Advertising vs. Editorial: Can This Marriage Be Saved?
"Explore the Innovation Hall of Fame," read an ad for Intel's 2010 Core Processors on NYTimes.com's home page this week. It encouraged Web site visitors to roll over the ad to view selected articles from the newspaper's archive.
The takeover ad - built by Venables Bell & Partners and The Visionaire Group - then expanded to show a blue circle; the circle's outer radius had a timeline spanning 1910 through 2010 and it included 10 hatch marks. The first mark, placed on 1914, leads to an article from that year headlined, "Evolution of the Motor Car Has Been Meteoric." Other articles from the NYT's archives herald the arrival of the phone, TV, mobile devices, and man's first walk on the moon - and were written at the time of those developments.
Move ahead to 2010: "Intel's Bet on Innovation Pays Off in Faster Chips," read the headline that links to an article published Jan. 14, 2010 in The New York Times.

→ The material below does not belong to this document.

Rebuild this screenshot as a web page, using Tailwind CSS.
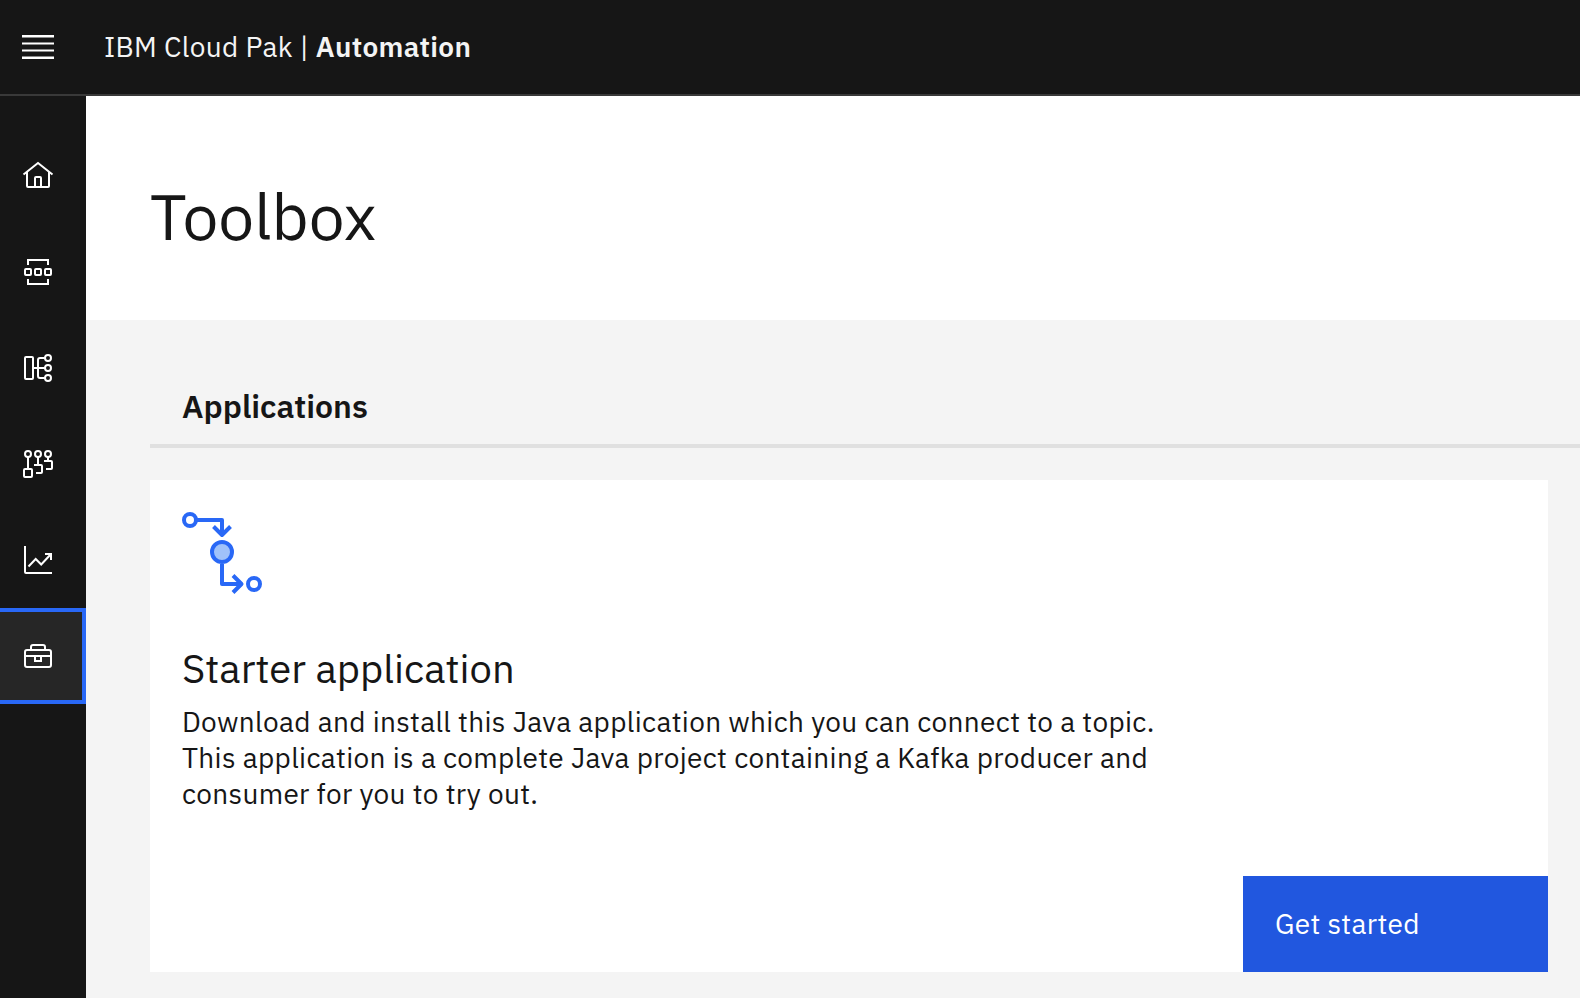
<!DOCTYPE html>
<html lang="en">
<head>
<meta charset="utf-8">
<title>IBM Cloud Pak | Automation</title>
<script src="https://cdn.jsdelivr.net/npm/@tailwindcss/browser@4"></script>
</head>
<body class="h-screen flex flex-col overflow-hidden bg-[#f4f4f4] text-[#161616] font-['IBM_Plex_Sans',Roboto,sans-serif] antialiased">
<header class="h-24 shrink-0 flex items-center bg-[#161616] border-b-2 border-[#393939] text-[#f4f4f4]">
  <button class="ml-[22px] w-8 h-6 shrink-0" aria-label="Menu">
    <svg width="32" height="24" viewBox="0 0 32 24" fill="#fff" class="block"><path d="M0 0h32v2.400H0zM0 7.400h32v2.200H0zM0 14.400h32v2.200H0zM0 21.600h32V24H0z"/></svg>
  </button>
  <div class="ml-[50px] text-[28px] whitespace-pre leading-9 tracking-[0.32px]">IBM Cloud Pak | <span class="font-semibold">Automation</span></div>
</header>
<div class="flex flex-1 min-h-0">
  <nav class="w-[86px] shrink-0 bg-[#161616] pt-8 flex flex-col text-white">
    <a class="h-24 flex items-center pl-[22px]"><svg width="32" height="32" viewBox="0 0 32 32" fill="none" stroke="currentColor" stroke-width="2"><path d="M1.500 14.500 16 3 30.500 14.500M5 12V26q0 1 1 1H26q1 0 1-1V12M13 27V18q0-1 1-1h4q1 0 1 1v9"/></svg></a>
    <a class="h-24 flex items-center pl-[22px]"><svg width="32" height="32" viewBox="0 0 32 32" fill="none" stroke="currentColor" stroke-width="2"><path d="M6 9V4H26V9M6 23v5H26V23"/><rect x="3" y="13" width="6" height="6" rx="1"/><rect x="13" y="13" width="6" height="6" rx="1"/><rect x="23" y="13" width="6" height="6" rx="1"/></svg></a>
    <a class="h-24 flex items-center pl-[22px]"><svg width="32" height="32" viewBox="0 0 32 32" fill="none" stroke="currentColor" stroke-width="2"><rect x="3" y="5" width="8" height="22" rx="1"/><circle cx="26" cy="6" r="3"/><circle cx="26" cy="16" r="3"/><circle cx="26" cy="26" r="3"/><path d="M11 16H23M23 6H18q-2 0-2 2V24q0 2 2 2h5"/></svg></a>
    <a class="h-24 flex items-center pl-[22px]"><svg width="32" height="32" viewBox="0 0 32 32" fill="none" stroke="currentColor" stroke-width="2"><circle cx="6" cy="6" r="3"/><circle cx="16" cy="6" r="3"/><circle cx="26" cy="6" r="3"/><rect x="2" y="21" width="8" height="8" rx="1"/><path d="M6 9V21M16 9V17M12 17H19q1 0 1 1v6q0 1-1 1H14M26 9v4M22 13H29q1 0 1 1v6q0 1-1 1H24"/></svg></a>
    <a class="h-24 flex items-center pl-[22px]"><svg width="32" height="32" viewBox="0 0 32 32" fill="none" stroke="currentColor" stroke-width="2"><path d="M3 2V28q0 1 1 1H30M6.500 22.500 13.700 15 19.200 20.500 29 10M23 10h6v6"/></svg></a>
    <a class="h-24 flex items-center pl-[22px] bg-[#262626] border-4 border-l-0 border-[#2968f6]"><svg width="32" height="32" viewBox="0 0 32 32" fill="none" stroke="currentColor" stroke-width="2"><rect x="3" y="10" width="26" height="17" rx="2"/><path d="M9 10V7q0-2 2-2H21q2 0 2 2v3M3 16H29M13 16v5h6V16"/></svg></a>
  </nav>
  <main class="flex-1 min-w-0">
    <section class="h-56 bg-white pl-16 pt-20">
      <h1 class="text-[64px] leading-[80px]">Toolbox</h1>
    </section>
    <section class="pl-16">
      <h2 class="h-32 pt-[66px] pl-8 border-b-4 border-[#e0e0e0] text-[32px] leading-10 font-semibold">Applications</h2>
      <div class="mt-8 mr-8 h-[492px] bg-white flex flex-col justify-between pt-8">
        <div class="pl-8">
          <svg width="80" height="80" viewBox="0 0 80 80" fill="none" stroke="#2968f6" stroke-width="4" stroke-linejoin="round" class="block overflow-visible"><circle cx="8" cy="8" r="6"/><path d="M14 8H40V23M40 52V72H59"/><path d="M31.500 14.500 40 23 48.500 14.500M51 63.500 59.500 72 51 80.500"/><circle cx="40" cy="40" r="10" fill="#a0c2fa"/><circle cx="72" cy="72" r="6"/></svg>
          <h3 class="mt-[52px] text-[40px] leading-[48px]">Starter application</h3>
          <p class="mt-3 text-[28px] leading-9 tracking-[0.32px] whitespace-nowrap">Download and install this Java application which you can connect to a topic.<br>This application is a complete Java project containing a Kafka producer and<br>consumer for you to try out.</p>
        </div>
        <button class="self-end w-[305px] h-24 pl-8 bg-[#2157df] text-white text-left text-[28px] tracking-[0.32px]">Get started</button>
      </div>
    </section>
  </main>
</div>
</body>
</html>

Don't be confused: This is an ad that incorporates articles written without the influence of the advertiser. Are readers smart enough to know the difference? I'd like to think so.
Welcome to 2010, an era when The New York Times Co. and other publishers are experimenting with advertising and publishing technologies to help shore up revenues. These efforts come at a time when ad dollars are abandoning print newspapers and magazines faster than a Toyota careening down a California freeway.
Seismic changes in advertising and media - offline and online - were also the theme at last week's 2010 Media Summit, sponsored by Bloomberg BusinessWeek. There, Richard Samson, senior counsel at The New York Times, discussed another Intel home page domination ad at NYTimes.com. That ad, promoting the theme "looking to the future," included a mock up of what The New York Times might look like in 2040. "We were very careful...to maintain the integrity of journalism and not give an appearance of influence. Our editorial department is not at all involved in the ads," he said.